Can you write out all of the material below, word for word?

# Source excerpt:
>> Start
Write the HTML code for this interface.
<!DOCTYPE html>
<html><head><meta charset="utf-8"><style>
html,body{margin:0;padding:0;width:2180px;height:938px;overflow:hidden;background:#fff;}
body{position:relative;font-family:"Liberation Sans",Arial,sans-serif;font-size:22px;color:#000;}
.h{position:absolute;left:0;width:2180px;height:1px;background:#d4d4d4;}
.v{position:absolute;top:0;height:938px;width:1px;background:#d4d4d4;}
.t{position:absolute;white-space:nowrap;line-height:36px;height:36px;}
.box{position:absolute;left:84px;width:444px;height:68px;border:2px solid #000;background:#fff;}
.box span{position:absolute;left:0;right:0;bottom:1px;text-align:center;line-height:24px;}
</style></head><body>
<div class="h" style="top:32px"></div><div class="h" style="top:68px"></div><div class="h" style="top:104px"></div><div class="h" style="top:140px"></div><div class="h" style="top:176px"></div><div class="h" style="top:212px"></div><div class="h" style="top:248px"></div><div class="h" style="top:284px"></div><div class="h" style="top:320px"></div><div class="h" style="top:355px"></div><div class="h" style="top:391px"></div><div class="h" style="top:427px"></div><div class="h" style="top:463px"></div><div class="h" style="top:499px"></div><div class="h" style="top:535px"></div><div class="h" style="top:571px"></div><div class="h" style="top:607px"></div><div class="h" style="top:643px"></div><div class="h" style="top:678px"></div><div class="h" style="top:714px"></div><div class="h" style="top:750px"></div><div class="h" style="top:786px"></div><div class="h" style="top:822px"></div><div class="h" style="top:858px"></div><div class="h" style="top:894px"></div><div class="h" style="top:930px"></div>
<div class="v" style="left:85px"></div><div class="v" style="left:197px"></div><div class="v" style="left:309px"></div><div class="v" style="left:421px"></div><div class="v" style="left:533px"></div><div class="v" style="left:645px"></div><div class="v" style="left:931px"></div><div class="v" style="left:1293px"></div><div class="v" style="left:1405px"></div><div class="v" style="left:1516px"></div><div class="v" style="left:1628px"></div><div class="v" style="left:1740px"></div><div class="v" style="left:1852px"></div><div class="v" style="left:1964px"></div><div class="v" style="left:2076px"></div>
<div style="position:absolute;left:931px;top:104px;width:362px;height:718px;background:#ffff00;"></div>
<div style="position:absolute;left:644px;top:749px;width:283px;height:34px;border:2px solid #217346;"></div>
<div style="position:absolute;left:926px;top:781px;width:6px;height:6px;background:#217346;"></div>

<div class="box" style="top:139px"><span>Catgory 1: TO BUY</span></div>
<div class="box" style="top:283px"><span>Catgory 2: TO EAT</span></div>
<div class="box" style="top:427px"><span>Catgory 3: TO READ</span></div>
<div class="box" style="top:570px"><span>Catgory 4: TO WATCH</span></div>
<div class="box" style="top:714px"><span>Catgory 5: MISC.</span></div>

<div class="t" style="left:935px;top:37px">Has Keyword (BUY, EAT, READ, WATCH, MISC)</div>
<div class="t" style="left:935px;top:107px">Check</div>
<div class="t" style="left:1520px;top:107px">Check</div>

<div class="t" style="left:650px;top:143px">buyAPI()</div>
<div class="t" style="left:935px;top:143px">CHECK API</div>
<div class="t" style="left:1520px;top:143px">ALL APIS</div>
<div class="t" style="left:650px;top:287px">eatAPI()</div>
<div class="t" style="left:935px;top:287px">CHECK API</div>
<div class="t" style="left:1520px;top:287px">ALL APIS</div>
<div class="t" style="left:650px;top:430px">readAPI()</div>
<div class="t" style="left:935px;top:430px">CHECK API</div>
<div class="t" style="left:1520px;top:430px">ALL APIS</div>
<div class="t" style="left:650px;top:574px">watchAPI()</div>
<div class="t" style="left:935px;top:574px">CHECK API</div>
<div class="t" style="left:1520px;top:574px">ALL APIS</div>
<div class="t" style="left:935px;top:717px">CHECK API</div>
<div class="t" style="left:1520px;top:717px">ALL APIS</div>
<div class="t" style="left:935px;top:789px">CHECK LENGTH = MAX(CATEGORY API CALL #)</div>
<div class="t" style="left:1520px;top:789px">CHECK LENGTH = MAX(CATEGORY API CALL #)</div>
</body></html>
>> End
# Reply:
Write the HTML code for this interface.
<!DOCTYPE html>
<html><head><meta charset="utf-8"><style>
html,body{margin:0;padding:0;width:2180px;height:938px;overflow:hidden;background:#fff;}
body{position:relative;font-family:"Liberation Sans",Arial,sans-serif;font-size:22px;color:#000;}
.h{position:absolute;left:0;width:2180px;height:1px;background:#d4d4d4;}
.v{position:absolute;top:0;height:938px;width:1px;background:#d4d4d4;}
.t{position:absolute;white-space:nowrap;line-height:36px;height:36px;}
.box{position:absolute;left:84px;width:444px;height:68px;border:2px solid #000;background:#fff;}
.box span{position:absolute;left:0;right:0;bottom:1px;text-align:center;line-height:24px;}
</style></head><body>
<div class="h" style="top:32px"></div><div class="h" style="top:68px"></div><div class="h" style="top:104px"></div><div class="h" style="top:140px"></div><div class="h" style="top:176px"></div><div class="h" style="top:212px"></div><div class="h" style="top:248px"></div><div class="h" style="top:284px"></div><div class="h" style="top:320px"></div><div class="h" style="top:355px"></div><div class="h" style="top:391px"></div><div class="h" style="top:427px"></div><div class="h" style="top:463px"></div><div class="h" style="top:499px"></div><div class="h" style="top:535px"></div><div class="h" style="top:571px"></div><div class="h" style="top:607px"></div><div class="h" style="top:643px"></div><div class="h" style="top:678px"></div><div class="h" style="top:714px"></div><div class="h" style="top:750px"></div><div class="h" style="top:786px"></div><div class="h" style="top:822px"></div><div class="h" style="top:858px"></div><div class="h" style="top:894px"></div><div class="h" style="top:930px"></div>
<div class="v" style="left:85px"></div><div class="v" style="left:197px"></div><div class="v" style="left:309px"></div><div class="v" style="left:421px"></div><div class="v" style="left:533px"></div><div class="v" style="left:645px"></div><div class="v" style="left:931px"></div><div class="v" style="left:1293px"></div><div class="v" style="left:1405px"></div><div class="v" style="left:1516px"></div><div class="v" style="left:1628px"></div><div class="v" style="left:1740px"></div><div class="v" style="left:1852px"></div><div class="v" style="left:1964px"></div><div class="v" style="left:2076px"></div>
<div style="position:absolute;left:931px;top:104px;width:362px;height:718px;background:#ffff00;"></div>
<div style="position:absolute;left:644px;top:749px;width:283px;height:34px;border:2px solid #217346;"></div>
<div style="position:absolute;left:926px;top:781px;width:6px;height:6px;background:#217346;"></div>

<div class="box" style="top:139px"><span>Catgory 1: TO BUY</span></div>
<div class="box" style="top:283px"><span>Catgory 2: TO EAT</span></div>
<div class="box" style="top:427px"><span>Catgory 3: TO READ</span></div>
<div class="box" style="top:570px"><span>Catgory 4: TO WATCH</span></div>
<div class="box" style="top:714px"><span>Catgory 5: MISC.</span></div>

<div class="t" style="left:935px;top:37px">Has Keyword (BUY, EAT, READ, WATCH, MISC)</div>
<div class="t" style="left:935px;top:107px">Check</div>
<div class="t" style="left:1520px;top:107px">Check</div>

<div class="t" style="left:650px;top:143px">buyAPI()</div>
<div class="t" style="left:935px;top:143px">CHECK API</div>
<div class="t" style="left:1520px;top:143px">ALL APIS</div>
<div class="t" style="left:650px;top:287px">eatAPI()</div>
<div class="t" style="left:935px;top:287px">CHECK API</div>
<div class="t" style="left:1520px;top:287px">ALL APIS</div>
<div class="t" style="left:650px;top:430px">readAPI()</div>
<div class="t" style="left:935px;top:430px">CHECK API</div>
<div class="t" style="left:1520px;top:430px">ALL APIS</div>
<div class="t" style="left:650px;top:574px">watchAPI()</div>
<div class="t" style="left:935px;top:574px">CHECK API</div>
<div class="t" style="left:1520px;top:574px">ALL APIS</div>
<div class="t" style="left:935px;top:717px">CHECK API</div>
<div class="t" style="left:1520px;top:717px">ALL APIS</div>
<div class="t" style="left:935px;top:789px">CHECK LENGTH = MAX(CATEGORY API CALL #)</div>
<div class="t" style="left:1520px;top:789px">CHECK LENGTH = MAX(CATEGORY API CALL #)</div>
</body></html>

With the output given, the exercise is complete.